El Cairo en una fosa de la memoria

Era noviembre de 2010 y ardía El Cairo. Marco Magoa (Madrid, 1972) atravesaba el centro de la ciudad en una furgoneta llena de atrezo y elementos escénicos, entre tanques y disparos al aire de los militares, camino del Teatro Nacional, donde ensayaba con un repertorio de once jóvenes actores egipcios una obra de Lorca en árabe, Bodas de sangre: “… La sangre corría / más fuerte que el agua”.

Las protestas no habían hecho más que empezar. La violencia era máxima para albergar el mayor miedo posible entre los potenciales revolucionarios. Momentos de confusión total. La muchedumbre se agolpaba en la plaza de Tahrir, “enganchados a los móviles, avisándose, pero nadie se atrevía a gritar ni a levantar una pancarta todavía”, recuerda Magoa.
Aquel día, cuando vio que la policía comenzaba a rodear la plaza, le dijo a su amigo y profesor de árabe, Mark Gamal, que tenían que salir de allí. “Él quiso quedarse y, después, desapareció, se lo llevaron al desierto”. Los ensayos y la función se suspendieron, pero antes, les volvió a leer a Lorca: “... Y ese hombre no vuelve. O si vuelve es para ponerle una palma encima o un plato de sal gorda para que no se hinche”.

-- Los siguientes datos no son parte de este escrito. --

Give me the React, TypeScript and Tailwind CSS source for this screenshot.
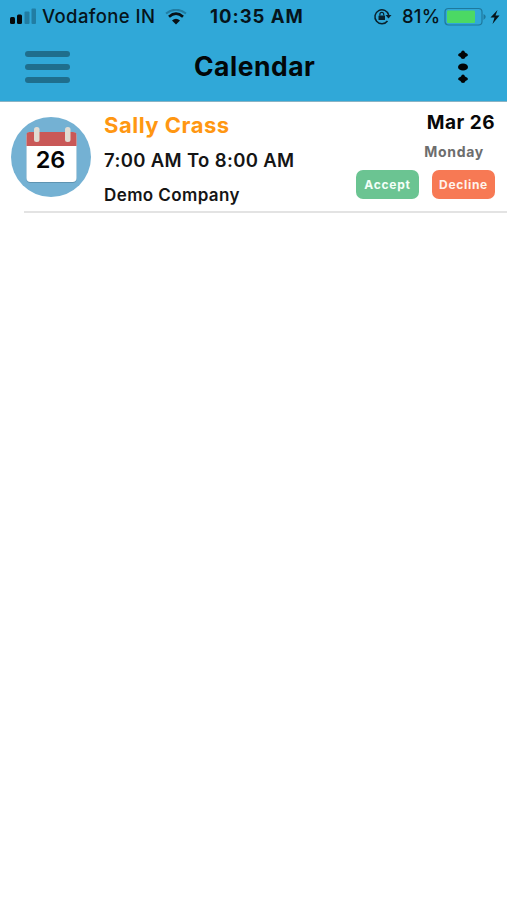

No fue así. No esta vez. A Gamal le soltaron al día y medio. “Muchos de los miles de jóvenes que fueron detenidos en los días posteriores siguen encerrados en las cárceles después de dos años, esperando un juicio militar”, cuenta Magoa, ya desde España, adonde regresó escapado, huyendo, sin despedirse de nadie, tras varios días sin salir de una casa que no era la suya del barrio residencial de Maadi. “Me encerré allí por miedo a las palizas que les daban los contrarevolucionarios a los extranjeros, porque decían que alentábamos la revuelta. Fue un horror. Vi muchos muertos, centenares de heridos, decenas de jóvenes ciegos por los gases lacrimógenos que les disparaban a los ojos, supe de desaparecidos... El día que mataron a aquel periodista griego [3 de febrero de 2011] decidí que había llegado el momento de marcharme. Yo pude hacerlo, por suerte”, asegura.
Pero… “Pasan los meses y la desesperación me pica en los ojos y hasta en las puntas del pelo”, decía esa madre viuda con hijo muerto deBodas de Sangre. Y a Magoa le llevan los demonios cuando llega a España y se encuentra al juez Baltasar Garzón en el banquillo, y a un país dividido por su memoria histórica, por los muertos de su guerra y de su dictadura. “A cada uno le gusta enterarse de lo que le duele”, decía la madre lorquiana.
Y de esa emoción, de la contradicción entre el horror de su presente y la “injusticia” de su pasado, nació Prólogo y epílogo del dolor, su propuesta escénica sobre la memoria: “Quizá el pueblo egipcio nos mire horrorizado con el temor a que sus hermanos y vecinos asesinados en las calles y comisarias acaben del mismo modo, abandonados y olvidados en cunetas”.
“¡Eso sí que no! Porque con las uñas los desentierro y yo sola los machaco contra la tapia”, enfurecía aquella madre de luto de hijo y marido de pensar que enterraran junto a ellos a sus enemigos (y vecinos). Magoa extiende una fosa sobre el suelo, una imagen a tamaño natural que hace de columna vertebral física y teórica de la obra. Sobre ese amasijo de huesos rotos, camina y se reclina con textos de Antígona, Sófocles y Vladimir Mayakovsky. Y Melania Olcina le acompaña con su danza y con músicas de Arnold Schoenberg, Nassir Shama y Richard Strauss, expresando a cada paso la emoción de esas víctimas olvidadas. Las imágenes del horror, grabadas con una cámara de aficionado por el propio Magoa en El Cairo, de fondo de pantalla. Y un verso final de Mayakovsky: “Hombres amados, no amados, conocidos, desconocidos, fluid por ese pórtico en tropel y él, el libre, por el que clamo, el hombre, vendrá. Creedlo, creedme”.